As is common with the indie gaming scene, most of the projects that emerge are produced by startingly minimal development teams. This one, Spectraball, is no different. Just the two guys that make up Flashcube Studios created this and it's undoubtedly an accomplished piece of nostalgia-inducing fun.
Anyone who's played Marble Madness will be familiar with the basic concept. You, the gamer, are in control of a lone ball and using your wits and precision control must traverse perilous terrain to reach the final objective in each of the fifteen levels. There's also a time limit determined by the difficulty setting to spice things up.
On your travels you'll encounter pipes, steps, jumps and moving platforms across a range of environments -Tropical, Space, Snow, Air and Inferno- and all will conspire to make you look like an uncoordinated buffoon.
To begin with, I'll admit the game is a tad frustrating. It wasn't long before I was wondering what spherical objects I had wronged during my lifetime that warranted such punishing treatment, but it's important not to be put off by the initially steep learning curve. The more you play Spectraball, the better you will understand the subtleties of the game and the best ways in which to approach certain challenges.
It's worth playing through the tutorial levels at first to gain an understanding of how to control the ball. I was initially surprised that no gamepad support was offered, but once you start playing the game it turns out to be a sensible move. The mouse is pivotal in controlling the camera and also the direction in which the ball will roll. Using any other device would make this system fiddly and unresponsive. As it is, movement is extremely intuitive and eleviates the camera issues that commonly occur in games of this ilk.
You'll also learn from the tutorials about the ball's special abilities. These can be activated on command but subsequently require time to charge back up. The only one available initially is the power to stop the ball rolling at any point and as such is particularly effective when bombing down straights to stop dead before certain doom. The ability to jump is thrown in for free and is important for ascending steps or passing across gaps between platforms.
The special abilities are a wonderous inclusion to the game and can be purchased via the in-game store where you're able to spend the cash earned from completing levels and gaining achievements. Different ball types are on sale as well as a couple of throwaway minigames and two new abilities that soon become available to you. Time-slowing capabilities and the power to teleport the ball back to a previously visited area are both essential when finding ways to shave seconds from your best times and really open the game up on a strategic level. Through this, Spectraball achieves the rare trait of becoming more fun the further you progress into the game. Utilize the unlockable goodies and your own knowledge of the levels and you'll eventually be zipping about with an incredible amount of speed and there's a great sense of progression when you realise how awful and fumbling you were at first. You'll gain confidence and begin to experiment, finding shortcuts in the levels and bypassing time-consuming sections.

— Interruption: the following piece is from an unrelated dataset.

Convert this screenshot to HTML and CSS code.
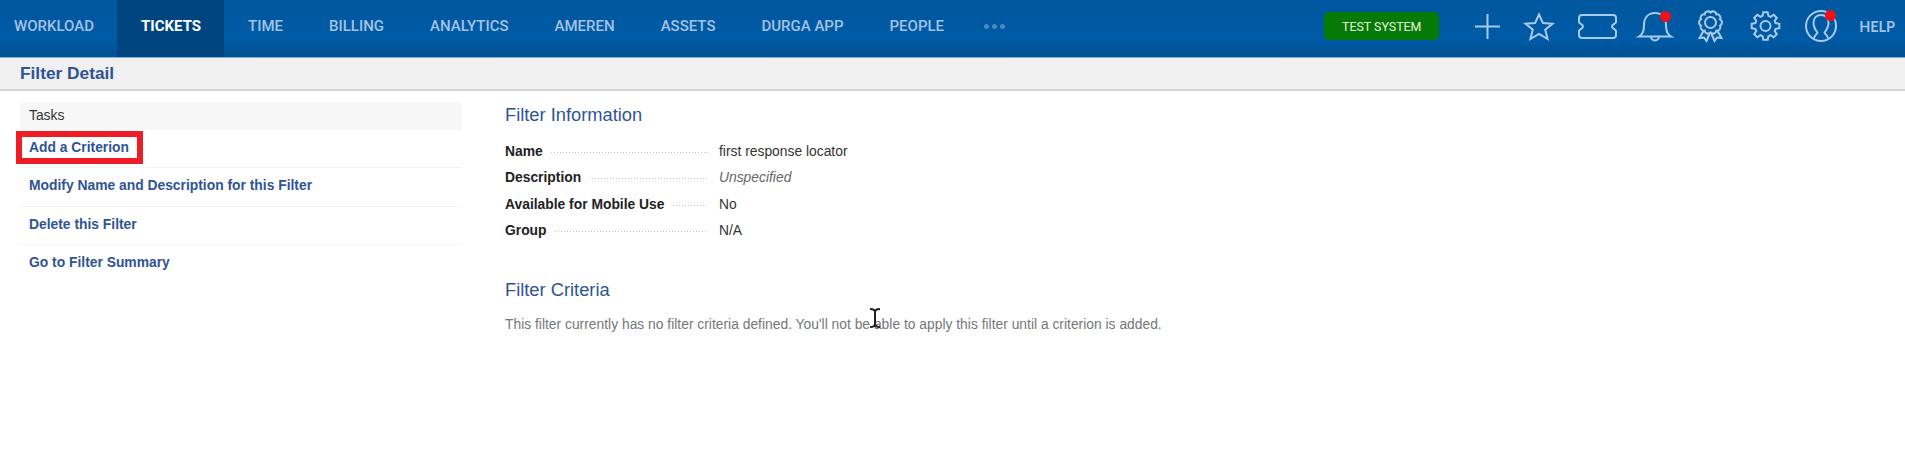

This is where Spectraball comes into its own. It's unnaturally addictive because each time you complete a level your rank will be shown on its leaderboard, connected via Steam to all the other players of the game. Ultimately it provides you with achievable targets and makes you think harder about how the person just above you managed a completion time thirty seconds less than yours. So you'll go back and pull some tricks to try to better it.
To top things off, Spectraball is very easy on the eye. The varied environments are complimented by almost minimalistic level design which means there's very little confusion as to where you need to go to reach the goal. In terms of audio, the music tracks are sure to induce insanity if you're exposed to them for any great length of time, but they can be turned off in the menu. The sound effects are minimal but effective and it's not as if a game about rolling a ball around really requires many bells or whistles in that area.
Priced at ten bucks on Steam, I must recommend this game for those with a thirst for competition. It's great value for money and a finer product than most new budget releases. The one thing I will say is that the game actually left me wanting more levels and a wider variety of challenges. The final level provides you with a ludricous ski-slope of a jump that catapults you into the air at a ferocious speed and I wanted more of this kind of insanity coupled with some advanced styles of play in which to employ my newly acquired pro-skills. But I'm nit-picking. It's a good game and a fantastic effort from a first time development team.
Spectraball is released on the 20th October via Steam.
EDIT: Jonathon Davis of Flashcube Studios has actually contacted me since posting this to say that new content, such as levels, environs, abilities and achievements will be available for free download in the future, following release. Not only that, but the final build will have support for game controllers. I therefore stand corrected... and amazed.